Rupert has already offered to prove this to you, and I
don't want to steal any thunder from him.
However, I will offer a quick preview of the proof
(because I find it so beautiful).
Suppose we have the rationals, with the usual operations
on the rationals, '+', '-', '*', '<', those necessary
in order to be an ordered field, such as the rationals or
the reals or some other ordered field.
Suppose we have sets of rationals. In particular, suppose
we have the set D of all sets x of rationals with these four
properties:
Let x e D.
x is not empty
(Ea) a e x
x is not Q
(Ea) ~(a e Q)
x continues all the way down, without holes.
(Aa)(Ab) ( a e x & b < a ) -> b e x
x does not contain a maximum.
(Aa) a e x -> (Eb)( b e x & a < b )
Theorem:
The set of all such x is a complete ordered field.
(This is what Rupert offered to proved to you)
The a and b above here are rationals, and the '<' up there
is the '<' you would expect to use with the rationals.

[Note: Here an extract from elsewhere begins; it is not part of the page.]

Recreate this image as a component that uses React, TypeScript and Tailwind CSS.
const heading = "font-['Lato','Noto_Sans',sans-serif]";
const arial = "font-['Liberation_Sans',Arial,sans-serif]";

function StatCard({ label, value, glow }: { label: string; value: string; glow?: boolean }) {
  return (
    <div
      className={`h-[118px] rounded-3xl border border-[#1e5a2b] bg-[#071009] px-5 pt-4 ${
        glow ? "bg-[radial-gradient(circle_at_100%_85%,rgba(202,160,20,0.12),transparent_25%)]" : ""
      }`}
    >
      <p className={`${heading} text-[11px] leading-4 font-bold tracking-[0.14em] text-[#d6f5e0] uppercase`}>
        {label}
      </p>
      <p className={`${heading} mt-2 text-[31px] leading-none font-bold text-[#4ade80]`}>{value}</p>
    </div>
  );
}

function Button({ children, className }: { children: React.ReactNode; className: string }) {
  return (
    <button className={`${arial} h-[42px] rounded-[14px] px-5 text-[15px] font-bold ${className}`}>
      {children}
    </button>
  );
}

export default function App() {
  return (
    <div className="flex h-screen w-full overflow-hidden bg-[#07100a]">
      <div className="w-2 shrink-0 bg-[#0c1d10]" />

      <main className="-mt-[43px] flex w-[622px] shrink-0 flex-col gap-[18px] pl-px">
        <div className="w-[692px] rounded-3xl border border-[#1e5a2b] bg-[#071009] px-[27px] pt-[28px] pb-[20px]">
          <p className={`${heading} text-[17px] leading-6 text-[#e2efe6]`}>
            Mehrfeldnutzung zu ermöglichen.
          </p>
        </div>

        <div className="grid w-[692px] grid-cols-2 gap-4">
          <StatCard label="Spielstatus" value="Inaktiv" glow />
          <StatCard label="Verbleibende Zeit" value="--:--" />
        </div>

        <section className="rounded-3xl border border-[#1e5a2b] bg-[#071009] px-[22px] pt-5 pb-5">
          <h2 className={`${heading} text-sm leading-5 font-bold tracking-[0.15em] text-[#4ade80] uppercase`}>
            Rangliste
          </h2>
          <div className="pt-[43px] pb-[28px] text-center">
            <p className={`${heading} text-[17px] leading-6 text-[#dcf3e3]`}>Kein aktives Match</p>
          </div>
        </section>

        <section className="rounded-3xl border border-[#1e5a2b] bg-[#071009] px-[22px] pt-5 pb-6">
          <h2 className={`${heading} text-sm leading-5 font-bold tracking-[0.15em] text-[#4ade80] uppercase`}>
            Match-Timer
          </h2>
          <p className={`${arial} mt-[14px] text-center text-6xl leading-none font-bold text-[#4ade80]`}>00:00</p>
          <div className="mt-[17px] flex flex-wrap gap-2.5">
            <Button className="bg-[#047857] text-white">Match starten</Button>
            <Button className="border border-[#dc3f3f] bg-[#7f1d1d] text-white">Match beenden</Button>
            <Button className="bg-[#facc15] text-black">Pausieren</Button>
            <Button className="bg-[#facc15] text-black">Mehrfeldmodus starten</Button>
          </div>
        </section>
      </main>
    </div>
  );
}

Another order can be defined on these sets, which
can be proven to have the properties needed for the
order of an ordered field, plus one more property,
the _least upper bound property_ .
(This is a theorem, Ross, not an assertion of an axiom.
The assumption is that these sets in D exist.)
The newly defined order is set inclusion (as Rupert has
already mentioned). if x e D and y e D, then
x is less than y iff x c y and exactly one of
x c y , x = y , y c x is true, and so on.
Here's the beautiful part:
For every bounded, non-empty set A of elements of D
(the things we claim are real numbers because that
is how they behave) the _union of A_ is also in D
(satisfies those four conditions above) and is the
_least upper bound_ of A (bounds A and is less than
or equal to any other bound).
I haven't proven this for you, but it is provable, given no
more assumptions than we have already mentioned.
I think that you would agree that that this is emergent
from the properties of sets and rationals, and not
assumed.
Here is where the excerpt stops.